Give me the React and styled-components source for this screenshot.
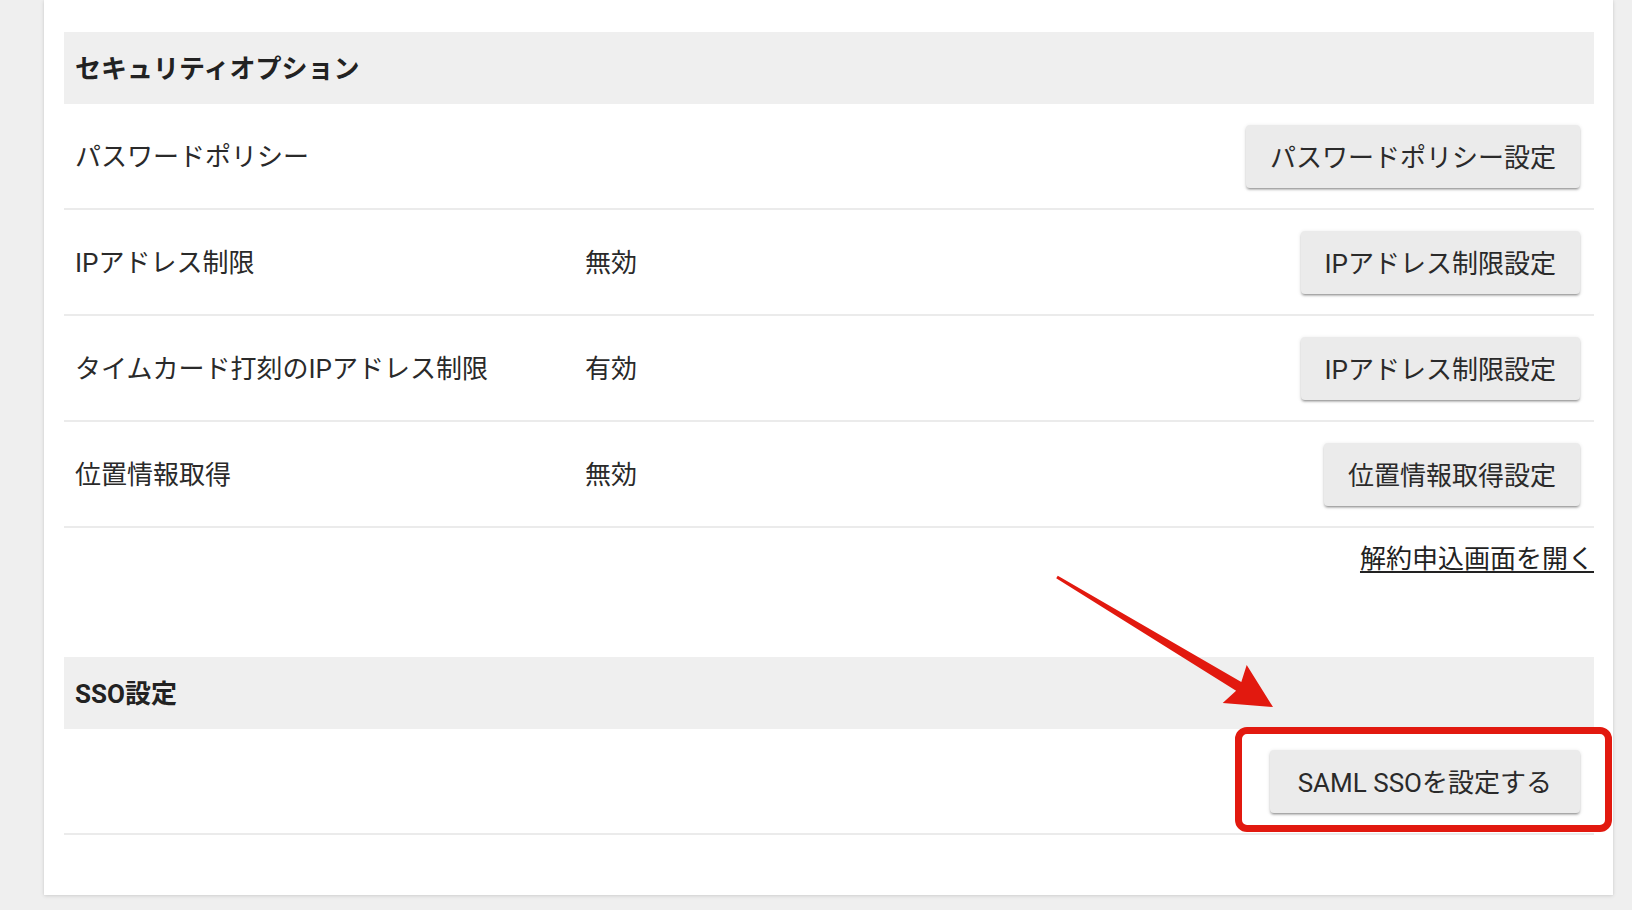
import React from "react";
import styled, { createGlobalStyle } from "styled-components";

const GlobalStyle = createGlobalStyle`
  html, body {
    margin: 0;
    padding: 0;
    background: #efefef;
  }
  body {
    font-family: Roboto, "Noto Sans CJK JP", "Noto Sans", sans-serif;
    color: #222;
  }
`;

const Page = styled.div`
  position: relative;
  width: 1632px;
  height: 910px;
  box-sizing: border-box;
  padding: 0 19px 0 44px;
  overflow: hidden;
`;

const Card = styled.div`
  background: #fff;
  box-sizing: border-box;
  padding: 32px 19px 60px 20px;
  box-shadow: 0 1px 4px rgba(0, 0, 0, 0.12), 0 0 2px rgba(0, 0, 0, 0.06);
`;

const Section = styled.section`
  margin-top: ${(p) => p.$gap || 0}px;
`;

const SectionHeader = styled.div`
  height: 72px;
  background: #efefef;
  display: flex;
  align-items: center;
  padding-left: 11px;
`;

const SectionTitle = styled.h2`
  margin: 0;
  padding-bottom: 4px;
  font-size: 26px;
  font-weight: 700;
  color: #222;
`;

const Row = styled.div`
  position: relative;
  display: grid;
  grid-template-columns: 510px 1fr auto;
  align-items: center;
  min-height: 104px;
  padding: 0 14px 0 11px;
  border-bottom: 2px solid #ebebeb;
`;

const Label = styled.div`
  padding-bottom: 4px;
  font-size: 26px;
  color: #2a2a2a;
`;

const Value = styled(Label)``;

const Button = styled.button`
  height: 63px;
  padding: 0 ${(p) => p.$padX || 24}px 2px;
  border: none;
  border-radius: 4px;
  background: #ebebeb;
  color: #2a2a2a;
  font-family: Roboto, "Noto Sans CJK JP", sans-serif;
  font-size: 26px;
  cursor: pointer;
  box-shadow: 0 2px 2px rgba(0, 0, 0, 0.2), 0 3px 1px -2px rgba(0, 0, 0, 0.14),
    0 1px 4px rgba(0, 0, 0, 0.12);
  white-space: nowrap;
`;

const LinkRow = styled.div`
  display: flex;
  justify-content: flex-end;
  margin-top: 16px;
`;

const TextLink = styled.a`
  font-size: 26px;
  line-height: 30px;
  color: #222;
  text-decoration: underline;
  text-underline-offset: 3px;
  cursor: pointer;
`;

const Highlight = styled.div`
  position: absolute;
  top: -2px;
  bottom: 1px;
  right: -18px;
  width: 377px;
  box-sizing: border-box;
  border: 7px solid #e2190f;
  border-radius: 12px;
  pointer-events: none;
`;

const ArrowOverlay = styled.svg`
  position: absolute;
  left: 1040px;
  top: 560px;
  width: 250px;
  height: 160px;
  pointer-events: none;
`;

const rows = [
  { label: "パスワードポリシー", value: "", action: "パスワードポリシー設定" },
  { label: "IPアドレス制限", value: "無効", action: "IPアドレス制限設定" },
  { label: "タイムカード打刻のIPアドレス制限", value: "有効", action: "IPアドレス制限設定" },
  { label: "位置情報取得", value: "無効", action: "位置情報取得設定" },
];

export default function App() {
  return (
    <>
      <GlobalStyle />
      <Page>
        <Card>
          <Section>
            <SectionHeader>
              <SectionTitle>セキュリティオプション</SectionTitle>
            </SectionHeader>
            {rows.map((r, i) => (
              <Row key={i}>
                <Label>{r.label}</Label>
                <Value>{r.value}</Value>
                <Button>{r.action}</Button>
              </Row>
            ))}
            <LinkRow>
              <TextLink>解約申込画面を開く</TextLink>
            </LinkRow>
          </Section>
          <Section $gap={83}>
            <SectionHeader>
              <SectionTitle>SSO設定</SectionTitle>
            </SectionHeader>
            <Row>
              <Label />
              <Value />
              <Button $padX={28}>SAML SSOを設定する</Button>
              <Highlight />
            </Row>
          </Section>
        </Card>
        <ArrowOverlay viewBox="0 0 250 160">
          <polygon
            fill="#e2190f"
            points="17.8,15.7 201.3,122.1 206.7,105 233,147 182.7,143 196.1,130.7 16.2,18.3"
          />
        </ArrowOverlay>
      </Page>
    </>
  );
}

* [What you are asked to do]: The material above must be printed exactly, with its pictures left out.

* [Full output]:
Give me the React and styled-components source for this screenshot.
import React from "react";
import styled, { createGlobalStyle } from "styled-components";

const GlobalStyle = createGlobalStyle`
  html, body {
    margin: 0;
    padding: 0;
    background: #efefef;
  }
  body {
    font-family: Roboto, "Noto Sans CJK JP", "Noto Sans", sans-serif;
    color: #222;
  }
`;

const Page = styled.div`
  position: relative;
  width: 1632px;
  height: 910px;
  box-sizing: border-box;
  padding: 0 19px 0 44px;
  overflow: hidden;
`;

const Card = styled.div`
  background: #fff;
  box-sizing: border-box;
  padding: 32px 19px 60px 20px;
  box-shadow: 0 1px 4px rgba(0, 0, 0, 0.12), 0 0 2px rgba(0, 0, 0, 0.06);
`;

const Section = styled.section`
  margin-top: ${(p) => p.$gap || 0}px;
`;

const SectionHeader = styled.div`
  height: 72px;
  background: #efefef;
  display: flex;
  align-items: center;
  padding-left: 11px;
`;

const SectionTitle = styled.h2`
  margin: 0;
  padding-bottom: 4px;
  font-size: 26px;
  font-weight: 700;
  color: #222;
`;

const Row = styled.div`
  position: relative;
  display: grid;
  grid-template-columns: 510px 1fr auto;
  align-items: center;
  min-height: 104px;
  padding: 0 14px 0 11px;
  border-bottom: 2px solid #ebebeb;
`;

const Label = styled.div`
  padding-bottom: 4px;
  font-size: 26px;
  color: #2a2a2a;
`;

const Value = styled(Label)``;

const Button = styled.button`
  height: 63px;
  padding: 0 ${(p) => p.$padX || 24}px 2px;
  border: none;
  border-radius: 4px;
  background: #ebebeb;
  color: #2a2a2a;
  font-family: Roboto, "Noto Sans CJK JP", sans-serif;
  font-size: 26px;
  cursor: pointer;
  box-shadow: 0 2px 2px rgba(0, 0, 0, 0.2), 0 3px 1px -2px rgba(0, 0, 0, 0.14),
    0 1px 4px rgba(0, 0, 0, 0.12);
  white-space: nowrap;
`;

const LinkRow = styled.div`
  display: flex;
  justify-content: flex-end;
  margin-top: 16px;
`;

const TextLink = styled.a`
  font-size: 26px;
  line-height: 30px;
  color: #222;
  text-decoration: underline;
  text-underline-offset: 3px;
  cursor: pointer;
`;

const Highlight = styled.div`
  position: absolute;
  top: -2px;
  bottom: 1px;
  right: -18px;
  width: 377px;
  box-sizing: border-box;
  border: 7px solid #e2190f;
  border-radius: 12px;
  pointer-events: none;
`;

const ArrowOverlay = styled.svg`
  position: absolute;
  left: 1040px;
  top: 560px;
  width: 250px;
  height: 160px;
  pointer-events: none;
`;

const rows = [
  { label: "パスワードポリシー", value: "", action: "パスワードポリシー設定" },
  { label: "IPアドレス制限", value: "無効", action: "IPアドレス制限設定" },
  { label: "タイムカード打刻のIPアドレス制限", value: "有効", action: "IPアドレス制限設定" },
  { label: "位置情報取得", value: "無効", action: "位置情報取得設定" },
];

export default function App() {
  return (
    <>
      <GlobalStyle />
      <Page>
        <Card>
          <Section>
            <SectionHeader>
              <SectionTitle>セキュリティオプション</SectionTitle>
            </SectionHeader>
            {rows.map((r, i) => (
              <Row key={i}>
                <Label>{r.label}</Label>
                <Value>{r.value}</Value>
                <Button>{r.action}</Button>
              </Row>
            ))}
            <LinkRow>
              <TextLink>解約申込画面を開く</TextLink>
            </LinkRow>
          </Section>
          <Section $gap={83}>
            <SectionHeader>
              <SectionTitle>SSO設定</SectionTitle>
            </SectionHeader>
            <Row>
              <Label />
              <Value />
              <Button $padX={28}>SAML SSOを設定する</Button>
              <Highlight />
            </Row>
          </Section>
        </Card>
        <ArrowOverlay viewBox="0 0 250 160">
          <polygon
            fill="#e2190f"
            points="17.8,15.7 201.3,122.1 206.7,105 233,147 182.7,143 196.1,130.7 16.2,18.3"
          />
        </ArrowOverlay>
      </Page>
    </>
  );
}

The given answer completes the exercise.